WHAT YOU NEED TO DO
Return the listing below exactly, with the pictures dropped.
※
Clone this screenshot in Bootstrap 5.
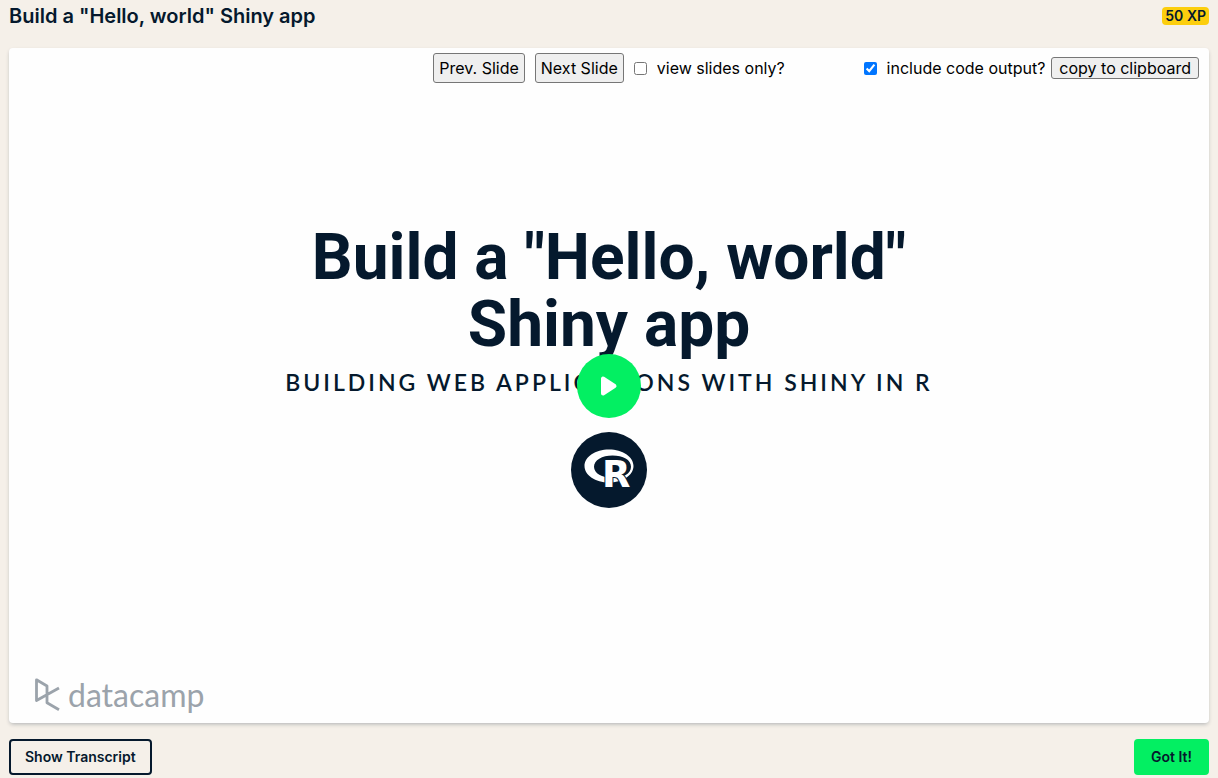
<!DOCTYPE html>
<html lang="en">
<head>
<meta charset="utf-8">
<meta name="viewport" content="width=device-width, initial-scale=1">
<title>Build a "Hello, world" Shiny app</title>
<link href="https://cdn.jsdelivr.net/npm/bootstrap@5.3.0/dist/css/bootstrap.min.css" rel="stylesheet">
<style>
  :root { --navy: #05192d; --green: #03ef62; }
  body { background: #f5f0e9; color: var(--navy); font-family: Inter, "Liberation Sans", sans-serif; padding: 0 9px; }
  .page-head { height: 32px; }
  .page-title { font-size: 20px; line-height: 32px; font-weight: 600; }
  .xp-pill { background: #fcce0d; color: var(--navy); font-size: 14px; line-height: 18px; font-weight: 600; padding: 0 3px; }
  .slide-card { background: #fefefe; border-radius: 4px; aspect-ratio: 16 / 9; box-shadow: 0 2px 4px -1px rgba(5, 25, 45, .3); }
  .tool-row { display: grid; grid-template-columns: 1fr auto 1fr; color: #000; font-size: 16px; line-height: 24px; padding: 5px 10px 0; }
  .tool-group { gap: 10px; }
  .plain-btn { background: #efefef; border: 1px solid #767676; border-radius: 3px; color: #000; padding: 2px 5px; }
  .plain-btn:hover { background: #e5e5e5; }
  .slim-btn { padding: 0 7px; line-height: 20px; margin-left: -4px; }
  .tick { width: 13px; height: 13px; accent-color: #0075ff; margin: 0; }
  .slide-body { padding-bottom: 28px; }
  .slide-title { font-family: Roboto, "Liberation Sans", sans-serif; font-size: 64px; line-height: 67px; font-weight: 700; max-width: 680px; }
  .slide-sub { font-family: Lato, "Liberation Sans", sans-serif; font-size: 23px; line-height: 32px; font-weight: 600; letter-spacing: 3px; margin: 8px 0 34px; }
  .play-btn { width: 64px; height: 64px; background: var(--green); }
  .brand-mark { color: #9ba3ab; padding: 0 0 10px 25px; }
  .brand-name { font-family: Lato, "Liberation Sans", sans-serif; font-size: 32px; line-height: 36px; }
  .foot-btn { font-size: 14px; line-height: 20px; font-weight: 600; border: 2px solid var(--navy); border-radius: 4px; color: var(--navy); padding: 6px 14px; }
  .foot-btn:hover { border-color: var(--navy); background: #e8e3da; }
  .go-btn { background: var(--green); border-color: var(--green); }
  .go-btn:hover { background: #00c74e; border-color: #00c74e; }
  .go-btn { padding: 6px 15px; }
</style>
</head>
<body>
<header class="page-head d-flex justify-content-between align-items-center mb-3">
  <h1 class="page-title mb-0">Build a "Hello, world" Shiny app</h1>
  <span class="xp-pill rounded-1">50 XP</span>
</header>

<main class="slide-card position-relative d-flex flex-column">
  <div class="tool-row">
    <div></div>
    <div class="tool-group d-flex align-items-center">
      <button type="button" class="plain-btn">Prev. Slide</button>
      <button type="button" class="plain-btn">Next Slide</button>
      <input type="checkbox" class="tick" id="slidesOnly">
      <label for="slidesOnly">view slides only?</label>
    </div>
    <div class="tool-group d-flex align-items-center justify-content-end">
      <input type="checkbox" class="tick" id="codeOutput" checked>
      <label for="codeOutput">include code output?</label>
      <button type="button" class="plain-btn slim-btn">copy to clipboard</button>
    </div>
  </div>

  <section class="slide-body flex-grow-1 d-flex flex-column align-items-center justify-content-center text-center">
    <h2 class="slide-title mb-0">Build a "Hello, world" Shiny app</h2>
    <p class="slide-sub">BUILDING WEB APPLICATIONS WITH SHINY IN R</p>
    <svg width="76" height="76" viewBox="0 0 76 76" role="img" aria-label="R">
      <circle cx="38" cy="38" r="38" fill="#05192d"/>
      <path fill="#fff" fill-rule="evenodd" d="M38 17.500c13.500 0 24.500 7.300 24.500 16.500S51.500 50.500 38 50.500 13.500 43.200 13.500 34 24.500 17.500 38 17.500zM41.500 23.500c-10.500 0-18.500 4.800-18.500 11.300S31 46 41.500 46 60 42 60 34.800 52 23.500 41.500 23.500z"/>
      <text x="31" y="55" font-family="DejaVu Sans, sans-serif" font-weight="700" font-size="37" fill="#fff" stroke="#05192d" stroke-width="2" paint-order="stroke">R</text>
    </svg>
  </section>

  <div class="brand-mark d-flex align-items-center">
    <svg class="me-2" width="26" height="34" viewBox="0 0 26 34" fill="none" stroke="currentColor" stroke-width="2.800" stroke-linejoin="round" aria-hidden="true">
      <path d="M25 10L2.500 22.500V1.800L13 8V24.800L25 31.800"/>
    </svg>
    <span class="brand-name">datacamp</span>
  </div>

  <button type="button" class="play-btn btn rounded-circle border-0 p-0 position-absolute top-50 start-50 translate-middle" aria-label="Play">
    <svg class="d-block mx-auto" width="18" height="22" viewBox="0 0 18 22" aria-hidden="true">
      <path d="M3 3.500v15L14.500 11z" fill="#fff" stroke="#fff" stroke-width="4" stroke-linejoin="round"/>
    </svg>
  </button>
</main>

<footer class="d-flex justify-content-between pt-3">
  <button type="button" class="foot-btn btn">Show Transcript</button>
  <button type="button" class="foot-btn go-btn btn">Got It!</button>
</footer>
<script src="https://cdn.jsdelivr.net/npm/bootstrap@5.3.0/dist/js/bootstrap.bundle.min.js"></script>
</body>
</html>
※
TASK ANSWER
Clone this screenshot in Bootstrap 5.
<!DOCTYPE html>
<html lang="en">
<head>
<meta charset="utf-8">
<meta name="viewport" content="width=device-width, initial-scale=1">
<title>Build a "Hello, world" Shiny app</title>
<link href="https://cdn.jsdelivr.net/npm/bootstrap@5.3.0/dist/css/bootstrap.min.css" rel="stylesheet">
<style>
  :root { --navy: #05192d; --green: #03ef62; }
  body { background: #f5f0e9; color: var(--navy); font-family: Inter, "Liberation Sans", sans-serif; padding: 0 9px; }
  .page-head { height: 32px; }
  .page-title { font-size: 20px; line-height: 32px; font-weight: 600; }
  .xp-pill { background: #fcce0d; color: var(--navy); font-size: 14px; line-height: 18px; font-weight: 600; padding: 0 3px; }
  .slide-card { background: #fefefe; border-radius: 4px; aspect-ratio: 16 / 9; box-shadow: 0 2px 4px -1px rgba(5, 25, 45, .3); }
  .tool-row { display: grid; grid-template-columns: 1fr auto 1fr; color: #000; font-size: 16px; line-height: 24px; padding: 5px 10px 0; }
  .tool-group { gap: 10px; }
  .plain-btn { background: #efefef; border: 1px solid #767676; border-radius: 3px; color: #000; padding: 2px 5px; }
  .plain-btn:hover { background: #e5e5e5; }
  .slim-btn { padding: 0 7px; line-height: 20px; margin-left: -4px; }
  .tick { width: 13px; height: 13px; accent-color: #0075ff; margin: 0; }
  .slide-body { padding-bottom: 28px; }
  .slide-title { font-family: Roboto, "Liberation Sans", sans-serif; font-size: 64px; line-height: 67px; font-weight: 700; max-width: 680px; }
  .slide-sub { font-family: Lato, "Liberation Sans", sans-serif; font-size: 23px; line-height: 32px; font-weight: 600; letter-spacing: 3px; margin: 8px 0 34px; }
  .play-btn { width: 64px; height: 64px; background: var(--green); }
  .brand-mark { color: #9ba3ab; padding: 0 0 10px 25px; }
  .brand-name { font-family: Lato, "Liberation Sans", sans-serif; font-size: 32px; line-height: 36px; }
  .foot-btn { font-size: 14px; line-height: 20px; font-weight: 600; border: 2px solid var(--navy); border-radius: 4px; color: var(--navy); padding: 6px 14px; }
  .foot-btn:hover { border-color: var(--navy); background: #e8e3da; }
  .go-btn { background: var(--green); border-color: var(--green); }
  .go-btn:hover { background: #00c74e; border-color: #00c74e; }
  .go-btn { padding: 6px 15px; }
</style>
</head>
<body>
<header class="page-head d-flex justify-content-between align-items-center mb-3">
  <h1 class="page-title mb-0">Build a "Hello, world" Shiny app</h1>
  <span class="xp-pill rounded-1">50 XP</span>
</header>

<main class="slide-card position-relative d-flex flex-column">
  <div class="tool-row">
    <div></div>
    <div class="tool-group d-flex align-items-center">
      <button type="button" class="plain-btn">Prev. Slide</button>
      <button type="button" class="plain-btn">Next Slide</button>
      <input type="checkbox" class="tick" id="slidesOnly">
      <label for="slidesOnly">view slides only?</label>
    </div>
    <div class="tool-group d-flex align-items-center justify-content-end">
      <input type="checkbox" class="tick" id="codeOutput" checked>
      <label for="codeOutput">include code output?</label>
      <button type="button" class="plain-btn slim-btn">copy to clipboard</button>
    </div>
  </div>

  <section class="slide-body flex-grow-1 d-flex flex-column align-items-center justify-content-center text-center">
    <h2 class="slide-title mb-0">Build a "Hello, world" Shiny app</h2>
    <p class="slide-sub">BUILDING WEB APPLICATIONS WITH SHINY IN R</p>
    <svg width="76" height="76" viewBox="0 0 76 76" role="img" aria-label="R">
      <circle cx="38" cy="38" r="38" fill="#05192d"/>
      <path fill="#fff" fill-rule="evenodd" d="M38 17.500c13.500 0 24.500 7.300 24.500 16.500S51.500 50.500 38 50.500 13.500 43.200 13.500 34 24.500 17.500 38 17.500zM41.500 23.500c-10.500 0-18.500 4.800-18.500 11.300S31 46 41.500 46 60 42 60 34.800 52 23.500 41.500 23.500z"/>
      <text x="31" y="55" font-family="DejaVu Sans, sans-serif" font-weight="700" font-size="37" fill="#fff" stroke="#05192d" stroke-width="2" paint-order="stroke">R</text>
    </svg>
  </section>

  <div class="brand-mark d-flex align-items-center">
    <svg class="me-2" width="26" height="34" viewBox="0 0 26 34" fill="none" stroke="currentColor" stroke-width="2.800" stroke-linejoin="round" aria-hidden="true">
      <path d="M25 10L2.500 22.500V1.800L13 8V24.800L25 31.800"/>
    </svg>
    <span class="brand-name">datacamp</span>
  </div>

  <button type="button" class="play-btn btn rounded-circle border-0 p-0 position-absolute top-50 start-50 translate-middle" aria-label="Play">
    <svg class="d-block mx-auto" width="18" height="22" viewBox="0 0 18 22" aria-hidden="true">
      <path d="M3 3.500v15L14.500 11z" fill="#fff" stroke="#fff" stroke-width="4" stroke-linejoin="round"/>
    </svg>
  </button>
</main>

<footer class="d-flex justify-content-between pt-3">
  <button type="button" class="foot-btn btn">Show Transcript</button>
  <button type="button" class="foot-btn go-btn btn">Got It!</button>
</footer>
<script src="https://cdn.jsdelivr.net/npm/bootstrap@5.3.0/dist/js/bootstrap.bundle.min.js"></script>
</body>
</html>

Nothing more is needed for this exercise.